My "belief in" justice and the virtue that is derived from it, though, is based on purely philosophical grounds. Moreover, while the virtue derived from justice is somewhat philosophically vague, highly dependent on context (both individual and social), and generally a lot more "up for grabs" as pursuits of knowledge go, justice is very likely a formal matter to such a degree that it can even be axiomatized similar to an area of mathematics. The reason it hasn't, yet, is because it is a lot more central to everyone's personal outcomes and ways of life and so is a lot more contentious.
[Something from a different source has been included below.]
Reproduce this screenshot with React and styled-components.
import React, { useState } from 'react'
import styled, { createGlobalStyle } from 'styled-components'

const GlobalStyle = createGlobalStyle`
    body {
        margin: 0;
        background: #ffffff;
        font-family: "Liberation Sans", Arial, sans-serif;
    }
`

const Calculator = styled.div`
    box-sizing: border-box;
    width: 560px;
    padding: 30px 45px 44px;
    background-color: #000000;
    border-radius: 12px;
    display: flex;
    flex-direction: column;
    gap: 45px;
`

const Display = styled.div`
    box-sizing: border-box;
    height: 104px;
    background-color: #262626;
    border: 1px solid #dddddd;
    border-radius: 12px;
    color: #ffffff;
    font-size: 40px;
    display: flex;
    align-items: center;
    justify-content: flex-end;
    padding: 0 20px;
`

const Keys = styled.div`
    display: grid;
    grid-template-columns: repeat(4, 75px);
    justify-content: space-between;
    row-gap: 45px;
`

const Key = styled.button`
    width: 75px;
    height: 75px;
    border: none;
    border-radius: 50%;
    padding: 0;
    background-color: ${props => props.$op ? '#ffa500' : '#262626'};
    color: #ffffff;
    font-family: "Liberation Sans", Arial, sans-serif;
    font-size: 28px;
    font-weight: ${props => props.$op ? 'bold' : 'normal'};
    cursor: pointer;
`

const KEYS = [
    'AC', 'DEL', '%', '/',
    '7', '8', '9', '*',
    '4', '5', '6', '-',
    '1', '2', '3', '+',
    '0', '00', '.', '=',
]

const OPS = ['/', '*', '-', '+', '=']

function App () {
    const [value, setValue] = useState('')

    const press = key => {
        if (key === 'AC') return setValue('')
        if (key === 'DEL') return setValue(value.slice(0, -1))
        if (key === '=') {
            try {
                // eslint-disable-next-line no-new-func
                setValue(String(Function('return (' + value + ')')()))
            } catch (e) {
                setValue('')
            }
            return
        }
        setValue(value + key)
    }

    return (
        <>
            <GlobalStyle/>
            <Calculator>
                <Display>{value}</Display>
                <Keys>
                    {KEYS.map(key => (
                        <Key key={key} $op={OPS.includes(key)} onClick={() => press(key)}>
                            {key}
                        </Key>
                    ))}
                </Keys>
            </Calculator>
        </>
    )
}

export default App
Areas of mathematics become adopted and studied based on widespread agreement to the assumptions that underpin them -- essentially, the axioms largely go uncontested except for usually minor technical problems that are (relatively) quickly resolved. Even then, though, it is worth noting that some mathematicians have worried over things like using the Axiom of Choice or tried to use only constructive proofs and so on. While such things may seem like technicalities, things like that can dramatically impact the careers of actual practicing mathematicians (if they have to start changing how they do their research). So, it isn't an entirely bloodless affair. The issue of justice, though, has an even more profound impact on people and not only on specialists in the field but everyone. So, the sort of disputes that started getting ignored by most mathematicians who got on with their lives and careers get sustained in moral philosophy blocking it from being axiomatized.